When I read that the idea of people with disability being supported to live an ordinary life is central to the work of the NDIS I feel an overwhelming sense of sadness at the mediocrity of it. I see it as a perpetuation of the “soft bigotry of low expectations”. I read recently “low expectations are one of the most subtle yet devastatingly effective forms of sabotage we can do to others and ourselves. Low expectations often masquerade as kindness yet they are the cruelest cuts because they deny an individual their opportunity for greatness.” Did we fight all these years for individualized funding and self-direction so that people with a disability could aspire to an ordinary life? Or did we hope that NDIS might provide the safety net of ordinariness so that people could aspire to greatness?
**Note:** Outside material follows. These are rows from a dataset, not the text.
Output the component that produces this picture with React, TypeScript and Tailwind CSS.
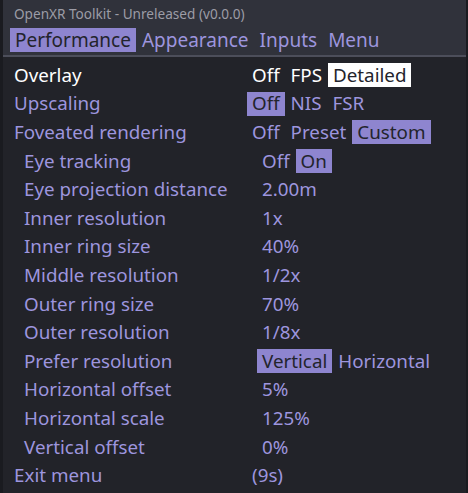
import React from 'react';

type Row = {
  label: string;
  sub?: boolean;
  active?: boolean;
  options: string[];
  selected?: number;
};

const rows: Row[] = [
  { label: 'Overlay', active: true, options: ['Off', 'FPS', 'Detailed'], selected: 2 },
  { label: 'Upscaling', options: ['Off', 'NIS', 'FSR'], selected: 0 },
  { label: 'Foveated rendering', options: ['Off', 'Preset', 'Custom'], selected: 2 },
  { label: 'Eye tracking', sub: true, options: ['Off', 'On'], selected: 1 },
  { label: 'Eye projection distance', sub: true, options: ['2.00m'] },
  { label: 'Inner resolution', sub: true, options: ['1x'] },
  { label: 'Inner ring size', sub: true, options: ['40%'] },
  { label: 'Middle resolution', sub: true, options: ['1/2x'] },
  { label: 'Outer ring size', sub: true, options: ['70%'] },
  { label: 'Outer resolution', sub: true, options: ['1/8x'] },
  { label: 'Prefer resolution', sub: true, options: ['Vertical', 'Horizontal'], selected: 0 },
  { label: 'Horizontal offset', sub: true, options: ['5%'] },
  { label: 'Horizontal scale', sub: true, options: ['125%'] },
  { label: 'Vertical offset', sub: true, options: ['0%'] },
  { label: 'Exit menu', options: ['(9s)'] },
];

const tabs = ['Performance', 'Appearance', 'Inputs', 'Menu'];

export default function App() {
  return (
    <div
      className="w-[468px] h-[493px] overflow-hidden bg-[#222329] border-l-[3px] border-r-[2px] border-[#1a1b20] flex flex-col"
      style={{ fontFamily: '"Noto Sans", "Open Sans", sans-serif' }}
    >
      {/* title + tabs */}
      <div className="bg-[#30323b] h-[55px] flex flex-col">
        <div className="h-[28px] pl-[11px] flex items-center text-[13.6px] text-[#9c9ca6]">
          OpenXR Toolkit - Unreleased (v0.0.0)
        </div>
        <div className="flex items-center gap-[1px] pl-[7px] text-[19px] leading-none">
          {tabs.map((t, i) => (
            <span
              key={t}
              className={
                i === 0
                  ? 'h-[24px] px-[5px] flex items-center bg-[#8e85cf] text-[#23242c]'
                  : 'h-[24px] px-[5px] flex items-center text-[#9d95de]'
              }
            >
              {t}
            </span>
          ))}
        </div>
      </div>
      <div className="h-[2px] bg-[#4c4e5a]" />

      {/* settings */}
      <div className="pt-[4px] flex flex-col text-[18.8px] leading-none">
        {rows.map((r) => (
          <div
            key={r.label}
            className={`h-[28.6px] flex items-center ${r.sub ? 'pl-[21px]' : 'pl-[11px]'} ${
              r.active ? 'text-white' : 'text-[#9d95de]'
            }`}
          >
            <span className="w-[233px] shrink-0 whitespace-nowrap">{r.label}</span>
            <div className="flex items-center gap-[1px]">
              {r.options.map((o, i) => {
                let cls = 'h-[24px] px-[5px] flex items-center whitespace-nowrap';
                if (i === r.selected) {
                  cls += r.active ? ' bg-white text-[#23242c]' : ' bg-[#8e85cf] text-[#23242c]';
                }
                return (
                  <span key={o} className={cls}>
                    {o}
                  </span>
                );
              })}
            </div>
          </div>
        ))}
      </div>
    </div>
  );
}
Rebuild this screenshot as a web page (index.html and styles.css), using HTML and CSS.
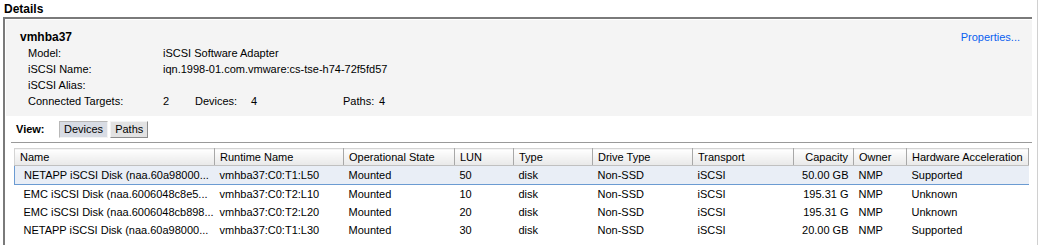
FILE: index.html
```html
<!DOCTYPE html>
<html lang="en">
<head>
  <meta charset="UTF-8">
  <title>Details</title>
  <link rel="stylesheet" href="styles.css">
</head>
<body>
  <div class="page">
    <div class="title">Details</div>

    <div class="frame">
      <div class="summary">
        <div class="summary-head">
          <span class="adapter">vmhba37</span>
          <a class="link" href="#">Properties...</a>
        </div>
        <div class="prop"><span class="label">Model:</span><span>iSCSI Software Adapter</span></div>
        <div class="prop"><span class="label">iSCSI Name:</span><span>iqn.1998-01.com.vmware:cs-tse-h74-72f5fd57</span></div>
        <div class="prop"><span class="label">iSCSI Alias:</span><span></span></div>
        <div class="prop">
          <span class="label">Connected Targets:</span>
          <span class="num">2</span>
          <span class="sub-label">Devices:</span>
          <span class="num2">4</span>
          <span class="sub-label2">Paths:</span>
          <span>4</span>
        </div>
      </div>

      <div class="view-bar">
        <span class="view-label">View:</span>
        <button class="tab active">Devices</button>
        <button class="tab">Paths</button>
      </div>

      <table class="devices">
        <colgroup>
          <col style="width: 200px">
          <col style="width: 129px">
          <col style="width: 111px">
          <col style="width: 59px">
          <col style="width: 79px">
          <col style="width: 100px">
          <col style="width: 101px">
          <col style="width: 60px">
          <col style="width: 53px">
          <col style="width: 122px">
        </colgroup>
        <thead>
          <tr>
            <th>Name</th>
            <th>Runtime Name</th>
            <th>Operational State</th>
            <th>LUN</th>
            <th>Type</th>
            <th>Drive Type</th>
            <th>Transport</th>
            <th class="right">Capacity</th>
            <th>Owner</th>
            <th>Hardware Acceleration</th>
          </tr>
        </thead>
        <tbody>
          <tr class="selected">
            <td class="first">NETAPP iSCSI Disk (naa.60a98000...</td>
            <td>vmhba37:C0:T1:L50</td>
            <td>Mounted</td>
            <td>50</td>
            <td>disk</td>
            <td>Non-SSD</td>
            <td>iSCSI</td>
            <td class="right">50.00 GB</td>
            <td>NMP</td>
            <td>Supported</td>
          </tr>
          <tr>
            <td class="first">EMC iSCSI Disk (naa.6006048c8e5...</td>
            <td>vmhba37:C0:T2:L10</td>
            <td>Mounted</td>
            <td>10</td>
            <td>disk</td>
            <td>Non-SSD</td>
            <td>iSCSI</td>
            <td class="right">195.31 G</td>
            <td>NMP</td>
            <td>Unknown</td>
          </tr>
          <tr>
            <td class="first">EMC iSCSI Disk (naa.6006048cb898...</td>
            <td>vmhba37:C0:T2:L20</td>
            <td>Mounted</td>
            <td>20</td>
            <td>disk</td>
            <td>Non-SSD</td>
            <td>iSCSI</td>
            <td class="right">195.31 G</td>
            <td>NMP</td>
            <td>Unknown</td>
          </tr>
          <tr>
            <td class="first">NETAPP iSCSI Disk (naa.60a98000...</td>
            <td>vmhba37:C0:T1:L30</td>
            <td>Mounted</td>
            <td>30</td>
            <td>disk</td>
            <td>Non-SSD</td>
            <td>iSCSI</td>
            <td class="right">20.00 GB</td>
            <td>NMP</td>
            <td>Supported</td>
          </tr>
        </tbody>
      </table>
    </div>
  </div>
</body>
</html>
```

FILE: styles.css
```css
body {
  margin: 0;
  background-color: white;
  font-family: "Liberation Sans", Arial, sans-serif;
  font-size: 11px;
  color: #000;
}

.page {
  width: 1037px;
  height: 245px;
  border-right: 1px solid #d0d0d0;
  overflow: hidden;
}

.title {
  font-weight: bold;
  font-size: 12px;
  padding: 2px 0 0 4px;
  height: 15px;
}

.frame {
  margin-left: 3px;
  width: 1026px;
  height: 230px;
  border-top: 2px solid #7a7a7a;
  border-left: 2px solid #7a7a7a;
  padding: 0 0 0 1px;
}

.summary {
  background-color: #f4f4f4;
  padding: 10px 12px 7px 14px;
  margin-top: 1px;
}

.summary-head {
  display: flex;
  justify-content: space-between;
  line-height: 15px;
}

.adapter {
  font-weight: bold;
  font-size: 12px;
}

.link {
  color: #0a5ff0;
  text-decoration: none;
}

.prop {
  display: flex;
  line-height: 16px;
  padding-left: 8px;
  white-space: nowrap;
}

.prop span {
  flex: none;
}

.label {
  width: 135px;
}

.num {
  width: 32px;
}

.sub-label {
  width: 56px;
}

.num2 {
  width: 92px;
}

.sub-label2 {
  width: 36px;
}

.view-bar {
  display: flex;
  align-items: center;
  height: 26px;
  margin-left: 5px;
  border-bottom: 1px solid #9a9a9a;
}

.view-label {
  font-weight: bold;
  width: 43px;
  padding-left: 5px;
}

.tab {
  font-family: inherit;
  font-size: 11px;
  height: 17px;
  padding: 0 4px;
  margin-right: 2px;
  background-color: #e2e2e2;
  border: 1px solid #8c8c8c;
  border-top-color: #f4f4f4;
  border-left-color: #f4f4f4;
}

.tab.active {
  background-color: #d8dce4;
  border: 1px solid #b8b8b8;
  border-bottom-color: #f4f4f4;
  border-right-color: #f4f4f4;
}

.devices {
  margin: 5px 0 0 8px;
  width: 1014px;
  table-layout: fixed;
  border-collapse: collapse;
}

.devices th {
  font-weight: normal;
  text-align: left;
  height: 16px;
  padding: 0 5px;
  background: linear-gradient(#ffffff, #e8e8e8);
  border-top: 1px solid #d4d4d4;
  border-bottom: 1px solid #c0c0c0;
  border-right: 1px solid #a8a8a8;
  white-space: nowrap;
  overflow: hidden;
}

.devices th:first-child {
  border-left: 1px solid #d4d4d4;
}

.devices td {
  height: 18px;
  padding: 0 5px;
  white-space: nowrap;
  overflow: hidden;
}

.devices td.first {
  padding-left: 9px;
}

.devices .right {
  text-align: right;
}

.devices tr.selected td {
  background-color: #e9eef6;
  border-top: 1px solid #6b9bd2;
  border-bottom: 1px solid #6b9bd2;
}

.devices tr.selected td:first-child {
  border-left: 1px solid #6b9bd2;
}
```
No doubt that people with a disability and their families have been marginalized as far back into history as we can see and as recently as now. A significant proportion of people with a disability continue to live in poverty, are unable to secure meaningful employment despite being willing and qualified, live in inappropriate housing such as aged care facilities and are isolated from their communities. But surely the aim to live an ordinary life should define the lowest acceptable benchmark.
I’m fortunate in the work I do to continually enjoy the company of people who identify as having a disability or have loved ones with a disability and are actively engaged in defining and creating a better world for everyone. People who are living extraordinary lives not only in-spite of but because of their lived experience with disability.
One of the significant changes to come about as a result of NDIS is an emphasis on capacity building. Overtime this means providers will be required to differentiate themselves by communicating to the disability market how they can contribute to building capacity. Indeed many providers are already talking this approach in their messaging but a quick scan reveals overall a generic promise for an ordinary life. I’m willing to accept that there are people who simply want an ordinary life. In which case there should be providers willing to meet their needs.
But I, on the other hand, don’t want an ordinary life. And I don’t want an ordinary life for my children. I want my children to live lives more extraordinary than they could ever have dreamed possible, just as I have been able to. I recently stumbled across a quote by author Ralph Charell which summarises the polar opposite of the tyranny of low expectations. It says, “Nobody succeeds beyond his or her wildest expectations unless he or she begins with some wild expectations.” Where are the providers for those of us who want more than an ordinary life? Where are the providers willing to set wild, abundant, ambitious expectations for people with disability and their family?